Exercise directions ->
Reproduce the listing word for word. Skip any image.

==========

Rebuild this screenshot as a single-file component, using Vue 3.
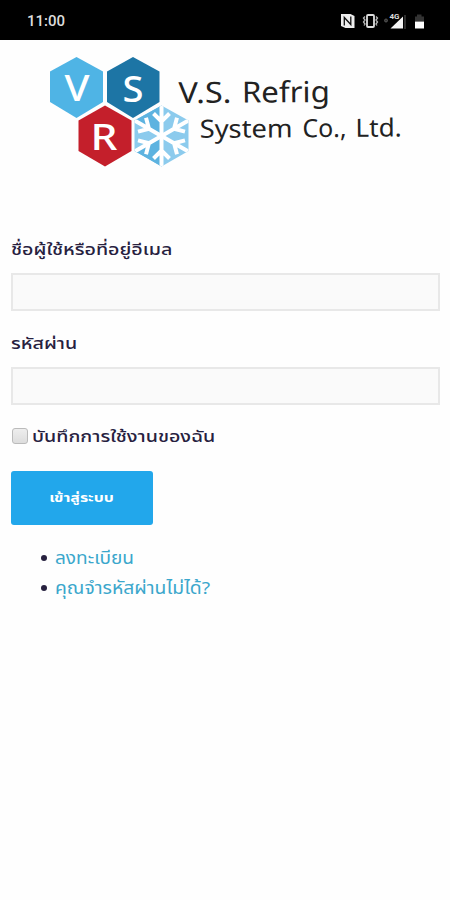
<script setup>
import { ref } from 'vue'

const username = ref('')
const password = ref('')
const remember = ref(false)
const arms = [0, 60, 120, 180, 240, 300]
const links = [
  { text: 'ลงทะเบียน', width: 'short' },
  { text: 'คุณจำรหัสผ่านไม่ได้?', width: 'long' },
]
</script>

<template>
  <main class="screen">
    <header class="status">
      <span class="time">11:00</span>
      <svg class="status-icons" width="90" height="20" viewBox="0 0 90 20" fill="none">
        <path d="M3 3H12.500l4 2v12H7.500L3 15V3z" fill="#eee" />
        <path d="M6.300 14.500V6.500L12.800 13.500V5.500" stroke="#111" stroke-width="1.300" />
        <rect x="29" y="4" width="7" height="12" rx="1" stroke="#ddd" stroke-width="1.800" />
        <path d="M27 5.500l-1.500 1.500 1.500 2-1.500 2 1.500 2-1 1.500M38 5.500l1.500 1.500-1.500 2 1.500 2-1.500 2 1 1.500" stroke="#bbb" stroke-width="1.300" />
        <circle cx="48" cy="9.500" r="1.500" fill="#333" stroke="#555" />
        <path d="M52.500 17.500L65 5.500V17.500z" fill="#f4f4f4" />
        <path d="M67 4V18" stroke="#444" stroke-width="1.300" />
        <text x="51.500" y="8" class="network">4G</text>
        <path d="M79 3.500h4.500v2h2.500V10h-9V5.500h2z" fill="#333" />
        <path d="M77 10.500h9v7h-9z" fill="#fff" />
      </svg>
    </header>

    <svg class="logo" width="370" height="125" viewBox="40 48 370 125" role="img" aria-label="V.S. Refrig System Co., Ltd.">
      <defs>
        <clipPath id="flake"><path d="M161.500 105.500L188.500 120.500V151L161.500 166.500L134.500 151V120.500Z" /></clipPath>
      </defs>
      <path d="M76.500 57L103 71.500V102L76.500 118L50 102V71.500Z" fill="#4fb4e5" />
      <path d="M133 57L159.500 71.500V102L133 118L107 102V71.500Z" fill="#1d75a5" />
      <path d="M105 105.500L131.500 120.500V151L105 166.500L78.500 151V120.500Z" fill="#c41f2b" />
      <g clip-path="url(#flake)">
        <path d="M134 105h55v62h-55z" fill="#8ccbed" />
        <path d="M161.500 136V105L134 120ZM161.500 136L134 151L161.500 167Z" fill="#5db3e0" />
        <path
          v-for="angle in arms"
          :key="angle"
          :transform="`rotate(${angle} 161.5 136)`"
          class="arm"
          d="M161.500 136V105M153.500 113.500L161.500 121.500L169.500 113.500"
        />
      </g>
      <g class="initials">
        <text x="64.500" y="101" textLength="25" lengthAdjust="spacingAndGlyphs">V</text>
        <text x="122.500" y="101.500" textLength="21" lengthAdjust="spacingAndGlyphs">S</text>
        <text x="90.500" y="149.500" textLength="27" lengthAdjust="spacingAndGlyphs">R</text>
      </g>
      <g class="company" transform="rotate(-.4 179 120)">
        <text x="178.500" y="103" font-size="29" textLength="53" lengthAdjust="spacingAndGlyphs">V.S.</text>
        <text x="242" y="103" font-size="29" textLength="88" lengthAdjust="spacingAndGlyphs">Refrig</text>
        <text x="199.500" y="138" font-size="25" textLength="93" lengthAdjust="spacingAndGlyphs">System</text>
        <text x="302.500" y="138" font-size="25" textLength="44" lengthAdjust="spacingAndGlyphs">Co.,</text>
        <text x="355.500" y="138" font-size="25" textLength="46" lengthAdjust="spacingAndGlyphs">Ltd.</text>
      </g>
    </svg>

    <form class="login" @submit.prevent>
      <label class="label" for="user"><span class="wide">ชื่อผู้ใช้หรือที่อยู่อีเมล</span></label>
      <input id="user" v-model="username" class="field" type="text" />
      <label class="label" for="pass"><span class="wide">รหัสผ่าน</span></label>
      <input id="pass" v-model="password" class="field" type="password" />
      <label class="remember">
        <input v-model="remember" class="check" type="checkbox" />
        <span class="wide">บันทึกการใช้งานของฉัน</span>
      </label>
      <button class="submit"><span>เข้าสู่ระบบ</span></button>
    </form>
    <ul class="links">
      <li v-for="link in links" :key="link.text"><a href="#" :class="link.width">{{ link.text }}</a></li>
    </ul>
  </main>
</template>

<style>
body { background: #fefefe; }
</style>

<style scoped>
.screen { min-height: 900px; background: #fefefe; color: #27213f; font-family: "Noto Sans", "Noto Sans Thai", "Liberation Sans", sans-serif; }
.status { display: flex; align-items: center; justify-content: space-between; height: 40px; box-sizing: border-box; padding: 2px 22px 0 27px; background: #000; color: #ddd; }
.time { font: 500 15px Roboto, sans-serif; }
.network { font: 700 8px Roboto, sans-serif; fill: #ddd; }
.logo { display: block; margin: 8px 0 0 40px; }
.arm { fill: none; stroke: #fff; stroke-width: 4; }
.initials { font: 500 37px "Noto Sans", sans-serif; fill: #fff; }
.company { font-family: "Noto Sans", sans-serif; fill: #222; }
.login { display: flex; flex-direction: column; align-items: flex-start; padding: 60px 10px 0 11px; }
.label { height: 40px; line-height: 32px; font-size: 16px; font-weight: 500; white-space: nowrap; }
.wide { display: inline-block; transform: scaleX(1.227); transform-origin: left; }
.field { box-sizing: border-box; width: 100%; height: 38px; margin: 0 0 16px; border: 2px solid #e8e8e8; background: #fafafa; outline: 0; }
.remember { display: flex; align-items: center; gap: 4px; height: 32px; font-size: 16px; font-weight: 500; white-space: nowrap; }
.check { appearance: none; box-sizing: border-box; width: 16px; height: 16px; margin: 0 0 2px 1px; border: 1px solid #bbb; border-radius: 3px; background: linear-gradient(#eee, #ddd); }
.submit { width: 142px; height: 54px; margin-top: 18px; padding: 0; border: 0; border-radius: 3px; background: #22a7eb; color: #fff; font: 700 13px "Noto Sans", "Noto Sans Thai", sans-serif; }
.submit span { display: inline-block; transform: scaleX(1.22); }
.links { margin: 18px 0 0; padding: 0 0 0 55px; font-size: 17px; line-height: 30px; list-style: none; }
.links li { display: flex; align-items: center; }
.links li::before { content: ""; width: 6px; height: 6px; margin: 0 8px 0 -14px; border-radius: 50%; background: #27213f; }
.links a { display: inline-block; color: #3ba7cc; text-decoration: none; transform-origin: left; }
.links .short { transform: scaleX(1.12); }
.links .long { transform: scaleX(1.135); }
</style>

==========

Worked solution ->
Rebuild this screenshot as a single-file component, using Vue 3.
<script setup>
import { ref } from 'vue'

const username = ref('')
const password = ref('')
const remember = ref(false)
const arms = [0, 60, 120, 180, 240, 300]
const links = [
  { text: 'ลงทะเบียน', width: 'short' },
  { text: 'คุณจำรหัสผ่านไม่ได้?', width: 'long' },
]
</script>

<template>
  <main class="screen">
    <header class="status">
      <span class="time">11:00</span>
      <svg class="status-icons" width="90" height="20" viewBox="0 0 90 20" fill="none">
        <path d="M3 3H12.500l4 2v12H7.500L3 15V3z" fill="#eee" />
        <path d="M6.300 14.500V6.500L12.800 13.500V5.500" stroke="#111" stroke-width="1.300" />
        <rect x="29" y="4" width="7" height="12" rx="1" stroke="#ddd" stroke-width="1.800" />
        <path d="M27 5.500l-1.500 1.500 1.500 2-1.500 2 1.500 2-1 1.500M38 5.500l1.500 1.500-1.500 2 1.500 2-1.500 2 1 1.500" stroke="#bbb" stroke-width="1.300" />
        <circle cx="48" cy="9.500" r="1.500" fill="#333" stroke="#555" />
        <path d="M52.500 17.500L65 5.500V17.500z" fill="#f4f4f4" />
        <path d="M67 4V18" stroke="#444" stroke-width="1.300" />
        <text x="51.500" y="8" class="network">4G</text>
        <path d="M79 3.500h4.500v2h2.500V10h-9V5.500h2z" fill="#333" />
        <path d="M77 10.500h9v7h-9z" fill="#fff" />
      </svg>
    </header>

    <svg class="logo" width="370" height="125" viewBox="40 48 370 125" role="img" aria-label="V.S. Refrig System Co., Ltd.">
      <defs>
        <clipPath id="flake"><path d="M161.500 105.500L188.500 120.500V151L161.500 166.500L134.500 151V120.500Z" /></clipPath>
      </defs>
      <path d="M76.500 57L103 71.500V102L76.500 118L50 102V71.500Z" fill="#4fb4e5" />
      <path d="M133 57L159.500 71.500V102L133 118L107 102V71.500Z" fill="#1d75a5" />
      <path d="M105 105.500L131.500 120.500V151L105 166.500L78.500 151V120.500Z" fill="#c41f2b" />
      <g clip-path="url(#flake)">
        <path d="M134 105h55v62h-55z" fill="#8ccbed" />
        <path d="M161.500 136V105L134 120ZM161.500 136L134 151L161.500 167Z" fill="#5db3e0" />
        <path
          v-for="angle in arms"
          :key="angle"
          :transform="`rotate(${angle} 161.5 136)`"
          class="arm"
          d="M161.500 136V105M153.500 113.500L161.500 121.500L169.500 113.500"
        />
      </g>
      <g class="initials">
        <text x="64.500" y="101" textLength="25" lengthAdjust="spacingAndGlyphs">V</text>
        <text x="122.500" y="101.500" textLength="21" lengthAdjust="spacingAndGlyphs">S</text>
        <text x="90.500" y="149.500" textLength="27" lengthAdjust="spacingAndGlyphs">R</text>
      </g>
      <g class="company" transform="rotate(-.4 179 120)">
        <text x="178.500" y="103" font-size="29" textLength="53" lengthAdjust="spacingAndGlyphs">V.S.</text>
        <text x="242" y="103" font-size="29" textLength="88" lengthAdjust="spacingAndGlyphs">Refrig</text>
        <text x="199.500" y="138" font-size="25" textLength="93" lengthAdjust="spacingAndGlyphs">System</text>
        <text x="302.500" y="138" font-size="25" textLength="44" lengthAdjust="spacingAndGlyphs">Co.,</text>
        <text x="355.500" y="138" font-size="25" textLength="46" lengthAdjust="spacingAndGlyphs">Ltd.</text>
      </g>
    </svg>

    <form class="login" @submit.prevent>
      <label class="label" for="user"><span class="wide">ชื่อผู้ใช้หรือที่อยู่อีเมล</span></label>
      <input id="user" v-model="username" class="field" type="text" />
      <label class="label" for="pass"><span class="wide">รหัสผ่าน</span></label>
      <input id="pass" v-model="password" class="field" type="password" />
      <label class="remember">
        <input v-model="remember" class="check" type="checkbox" />
        <span class="wide">บันทึกการใช้งานของฉัน</span>
      </label>
      <button class="submit"><span>เข้าสู่ระบบ</span></button>
    </form>
    <ul class="links">
      <li v-for="link in links" :key="link.text"><a href="#" :class="link.width">{{ link.text }}</a></li>
    </ul>
  </main>
</template>

<style>
body { background: #fefefe; }
</style>

<style scoped>
.screen { min-height: 900px; background: #fefefe; color: #27213f; font-family: "Noto Sans", "Noto Sans Thai", "Liberation Sans", sans-serif; }
.status { display: flex; align-items: center; justify-content: space-between; height: 40px; box-sizing: border-box; padding: 2px 22px 0 27px; background: #000; color: #ddd; }
.time { font: 500 15px Roboto, sans-serif; }
.network { font: 700 8px Roboto, sans-serif; fill: #ddd; }
.logo { display: block; margin: 8px 0 0 40px; }
.arm { fill: none; stroke: #fff; stroke-width: 4; }
.initials { font: 500 37px "Noto Sans", sans-serif; fill: #fff; }
.company { font-family: "Noto Sans", sans-serif; fill: #222; }
.login { display: flex; flex-direction: column; align-items: flex-start; padding: 60px 10px 0 11px; }
.label { height: 40px; line-height: 32px; font-size: 16px; font-weight: 500; white-space: nowrap; }
.wide { display: inline-block; transform: scaleX(1.227); transform-origin: left; }
.field { box-sizing: border-box; width: 100%; height: 38px; margin: 0 0 16px; border: 2px solid #e8e8e8; background: #fafafa; outline: 0; }
.remember { display: flex; align-items: center; gap: 4px; height: 32px; font-size: 16px; font-weight: 500; white-space: nowrap; }
.check { appearance: none; box-sizing: border-box; width: 16px; height: 16px; margin: 0 0 2px 1px; border: 1px solid #bbb; border-radius: 3px; background: linear-gradient(#eee, #ddd); }
.submit { width: 142px; height: 54px; margin-top: 18px; padding: 0; border: 0; border-radius: 3px; background: #22a7eb; color: #fff; font: 700 13px "Noto Sans", "Noto Sans Thai", sans-serif; }
.submit span { display: inline-block; transform: scaleX(1.22); }
.links { margin: 18px 0 0; padding: 0 0 0 55px; font-size: 17px; line-height: 30px; list-style: none; }
.links li { display: flex; align-items: center; }
.links li::before { content: ""; width: 6px; height: 6px; margin: 0 8px 0 -14px; border-radius: 50%; background: #27213f; }
.links a { display: inline-block; color: #3ba7cc; text-decoration: none; transform-origin: left; }
.links .short { transform: scaleX(1.12); }
.links .long { transform: scaleX(1.135); }
</style>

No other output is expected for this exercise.